Instance* GetInstance()
{
static std::unique_ptr<Instance> p(new Instance);
return p.get();
}
If the compiler is configured for multithreading environment, it sould protect the static p with a mutex and manage the lock when initializing p at the very first call. It also should chain p destruction to the tail of the "at_exit" chain, so that -at program end- proper destruction will be performed.
[EDIT]
Since this is a requirement for C++11 and is implemented only in some C++03 pre-standard, check the compiler implementation and settings.
Right now, I can only ensure MinGW 4.6 on and VS2010 already did it.
No. There's absolutely no difference between your code and double
checked locking. The correct implementation is:
static std::mutex m;
Singleton&
Singleton::instance()
{
static Singleton* theOneAndOnly;
std::lock_guard l(m);
if (theOneAndOnly == NULL)
theOneAndOnly = new Singleton;
return *theOneAndOnly;
}
It's hard to imagine a case where this would cause a problem, and it is
guaranteed. You do aquire the lock each time, but aquiring an
uncontested mutex should be fairly cheap, you're not accessing
Singleton's that much, and if you do end up having to access it in the
middle of a tight loop, there's nothing to stop you from acquiring a
reference to it before entering the loop, and using it.
This code contains a race-condition, in that created can be read while it is concurrently being written to by a different thread.
As a result, it has undefined behaviour, and is not a valid way of writing that code.
As KennyTM pointed out in the comments, a far better alternative is:
Instance* GetInstance() { static Instance instance; return &instance; }
your solution will work fine, but it does one more check.
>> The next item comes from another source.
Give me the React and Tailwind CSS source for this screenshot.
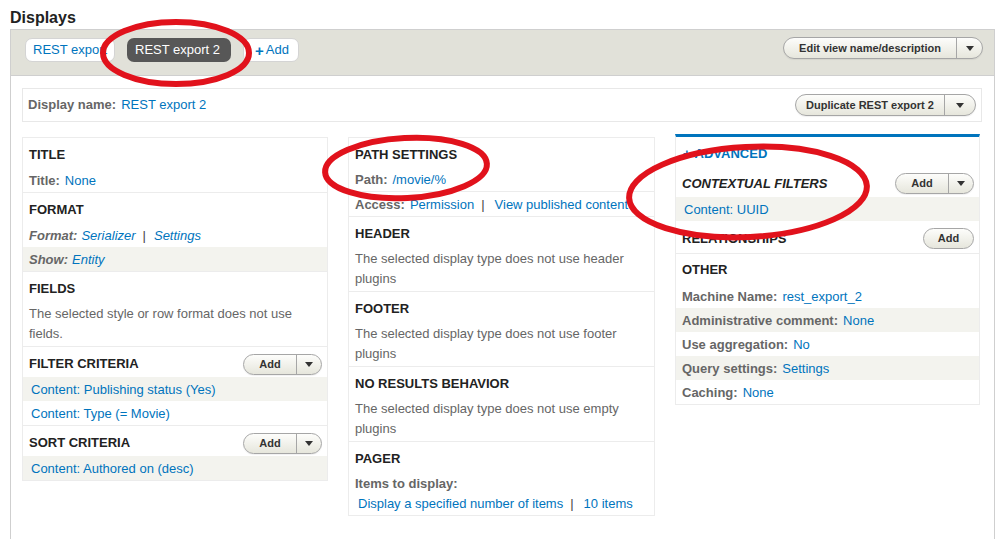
import React from "react";

function Caret() {
  return (
    <span className="inline-block h-0 w-0 border-x-[4px] border-t-[5px] border-x-transparent border-t-[#333]" />
  );
}

function SplitButton({ label, leftClass, rightClass, heightClass }) {
  return (
    <div
      className={`flex items-stretch rounded-full border border-[#a6a6a6] bg-linear-to-b from-[#fdfdfb] to-[#e6e6dc] text-[11px] font-bold leading-none text-[#333] shadow-[0_1px_1px_rgba(0,0,0,0.06)] ${heightClass}`}
    >
      <span className={`flex items-center justify-center ${leftClass}`}>{label}</span>
      <span className={`flex items-center justify-center border-l border-[#a6a6a6] ${rightClass}`}>
        <Caret />
      </span>
    </div>
  );
}

function AddSplit() {
  return (
    <SplitButton
      label="Add"
      heightClass="h-[21px]"
      leftClass="w-[52px]"
      rightClass="w-[25px]"
    />
  );
}

function AddSimple() {
  return (
    <div className="flex h-[21px] w-[51px] items-center justify-center rounded-full border border-[#a6a6a6] bg-linear-to-b from-[#fdfdfb] to-[#e6e6dc] text-[11px] font-bold leading-none text-[#333]">
      Add
    </div>
  );
}

function Header({ title, italic, action, tall }) {
  return (
    <div
      className={`flex items-center justify-between pl-[6px] pr-[5px] ${
        tall ? "h-[32px] pt-[3px]" : "h-[30px] pt-[4px]"
      }`}
    >
      <span
        className={`text-[13px] font-bold uppercase text-[#222] ${italic ? "italic" : ""}`}
      >
        {title}
      </span>
      {action}
    </div>
  );
}

function Label({ children, italic }) {
  return (
    <span className={`font-bold text-[#666] ${italic ? "mr-[4px] italic" : "mr-[5px]"}`}>
      {children}
    </span>
  );
}

function A({ children, italic }) {
  return <span className={`text-[#0074bd] ${italic ? "italic" : ""}`}>{children}</span>;
}

function Pipe({ tight }) {
  return (
    <span className={`ml-[7px] text-[#444] ${tight ? "mr-[8px]" : "mr-[10px]"}`}>|</span>
  );
}

function Row({ children, zebra, indent, border }) {
  return (
    <div
      className={`flex h-[24px] items-center whitespace-nowrap pt-[1px] ${
        indent ? "pl-[8px]" : "pl-[6px]"
      } ${zebra ? "bg-[#f3f3ee]" : ""} ${border ? "border-b border-[#ececec]" : ""}`}
    >
      {children}
    </div>
  );
}

function Para({ children }) {
  return (
    <div className="pb-[2px] pl-[6px] pr-[10px] pt-[2px] leading-[20px] text-[#666]">
      {children}
    </div>
  );
}

function Section({ children, last }) {
  return <div className={last ? "" : "border-b border-[#ececec]"}>{children}</div>;
}

export default function App() {
  return (
    <div className="relative h-[539px] w-[1000px] overflow-hidden bg-white font-['Liberation_Sans',Arial,sans-serif] text-[13px] text-[#333]">
      <div className="h-[29px] pl-[10px] pt-[8px] text-[16px] font-bold leading-[20px] text-[#222]">
        Displays
      </div>

      <div className="ml-[10px] min-h-[560px] w-[985px] border border-[#cfcfcf]">
        {/* tab bar */}
        <div className="flex h-[46px] items-start justify-between border-b border-[#cfcfcf] bg-[#e1e1d9] pl-[14px] pr-[11px]">
          <div className="mt-[8px] flex items-center gap-[12px]">
            <div className="flex h-[24px] w-[90px] items-center rounded-[7px] border border-[#d4d4d4] bg-white pl-[7px] text-[#0074bd]">
              REST export
            </div>
            <div className="flex h-[24px] w-[104px] items-center rounded-[7px] bg-[#575757] pl-[8px] text-white">
              REST export 2
            </div>
            <div className="flex h-[24px] w-[56px] items-center rounded-[7px] border border-[#d4d4d4] bg-white pl-[11px] text-[#0074bd]">
              <span className="mr-[2px] text-[15px] font-bold leading-none">+</span>Add
            </div>
          </div>
          <div className="mt-[7px]">
            <SplitButton
              label="Edit view name/description"
              heightClass="h-[22px]"
              leftClass="w-[172px]"
              rightClass="w-[26px]"
            />
          </div>
        </div>

        {/* body */}
        <div className="pl-[11px] pr-[12px] pt-[12px]">
          <div className="flex h-[34px] items-center justify-between border border-[#e8e8e8] pl-[5px] pr-[5px]">
            <div className="flex items-center">
              <Label>Display name:</Label>
              <A>REST export 2</A>
            </div>
            <SplitButton
              label="Duplicate REST export 2"
              heightClass="h-[22px]"
              leftClass="w-[148px]"
              rightClass="w-[31px]"
            />
          </div>

          <div className="mt-[12px] flex items-start gap-[20px]">
            {/* column 1 */}
            <div className="mt-[3px] w-[306px] border border-[#ececec]">
              <Section>
                <Header title="Title" />
                <Row>
                  <Label>Title:</Label>
                  <A>None</A>
                </Row>
              </Section>
              <Section>
                <Header title="Format" />
                <Row>
                  <Label italic>Format:</Label>
                  <A italic>Serializer</A>
                  <Pipe tight />
                  <A italic>Settings</A>
                </Row>
                <Row zebra>
                  <Label italic>Show:</Label>
                  <A italic>Entity</A>
                </Row>
              </Section>
              <Section>
                <Header title="Fields" />
                <Para>The selected style or row format does not use fields.</Para>
              </Section>
              <Section>
                <Header title="Filter criteria" action={<AddSplit />} />
                <Row zebra indent>
                  <A>Content: Publishing status (Yes)</A>
                </Row>
                <Row indent>
                  <A>Content: Type (= Movie)</A>
                </Row>
              </Section>
              <Section last>
                <Header title="Sort criteria" action={<AddSplit />} />
                <Row zebra indent>
                  <A>Content: Authored on (desc)</A>
                </Row>
              </Section>
            </div>

            {/* column 2 */}
            <div className="mt-[3px] w-[307px] border border-[#ececec]">
              <Section>
                <Header title="Path settings" />
                <Row border>
                  <Label>Path:</Label>
                  <A>/movie/%</A>
                </Row>
                <Row>
                  <Label>Access:</Label>
                  <A>Permission</A>
                  <Pipe />
                  <A>View published content</A>
                </Row>
              </Section>
              <Section>
                <Header title="Header" />
                <Para>The selected display type does not use header plugins</Para>
              </Section>
              <Section>
                <Header title="Footer" />
                <Para>The selected display type does not use footer plugins</Para>
              </Section>
              <Section>
                <Header title="No results behavior" />
                <Para>The selected display type does not use empty plugins</Para>
              </Section>
              <Section last>
                <Header title="Pager" />
                <div className="pb-[1px] pt-[2px] leading-[20px]">
                  <div className="pl-[6px]">
                    <Label>Items to display:</Label>
                  </div>
                  <div className="whitespace-nowrap pl-[9px]">
                    <A>Display a specified number of items</A>
                    <Pipe />
                    <A>10 items</A>
                  </div>
                </div>
              </Section>
            </div>

            {/* column 3 */}
            <div className="w-[305px] border-x border-b border-t-[3px] border-x-[#ececec] border-b-[#ececec] border-t-[#0074bd]">
              <div className="flex h-[30px] items-center pl-[7px] pt-[3px] text-[13px] font-bold text-[#0074bd]">
                <span className="mr-[4px]">+</span>ADVANCED
              </div>
              <div className="flex h-[30px] items-center justify-between pl-[6px] pr-[5px] pt-[2px]">
                <span className="pt-[1px] text-[13px] font-bold italic text-[#222]">
                  CONTEXTUAL FILTERS
                </span>
                <AddSplit />
              </div>
              <Row zebra indent>
                <A>Content: UUID</A>
              </Row>
              <Section>
                <Header title="Relationships" tall action={<AddSimple />} />
              </Section>
              <Section last>
                <div className="flex h-[30px] items-center pl-[6px] pt-[1px]">
                  <span className="text-[13px] font-bold text-[#222]">OTHER</span>
                </div>
                <Row>
                  <Label>Machine Name:</Label>
                  <A>rest_export_2</A>
                </Row>
                <Row zebra>
                  <Label>Administrative comment:</Label>
                  <A>None</A>
                </Row>
                <Row>
                  <Label>Use aggregation:</Label>
                  <A>No</A>
                </Row>
                <Row zebra>
                  <Label>Query settings:</Label>
                  <A>Settings</A>
                </Row>
                <Row>
                  <Label>Caching:</Label>
                  <A>None</A>
                </Row>
              </Section>
            </div>
          </div>
        </div>
      </div>

      {/* red annotation ellipses */}
      <svg
        className="pointer-events-none absolute left-0 top-0"
        width="1000"
        height="539"
        viewBox="0 0 1000 539"
      >
        <g fill="none" stroke="#e1121c" strokeWidth="6">
          <ellipse cx="176" cy="53" rx="73" ry="31" />
          <ellipse cx="406" cy="168" rx="81" ry="30" transform="rotate(-3 406 168)" />
          <ellipse cx="748" cy="192" rx="119" ry="45" transform="rotate(-3 748 192)" />
        </g>
      </svg>
    </div>
  );
}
the right double check locking looks like,
static Instance *instance = 0;
Instance *GetInstance() {
if (instance == NULL) //first check.
{
Lock lock; //scope lock.
if (instance == NULL) //second check, the second check must under the lock.
instance = new Instance;
}
return instance;
}
the double check locking will have a good performance for it does not acquire the lock every time. and it is thread-safe the locking will gurentee there is only one instance created.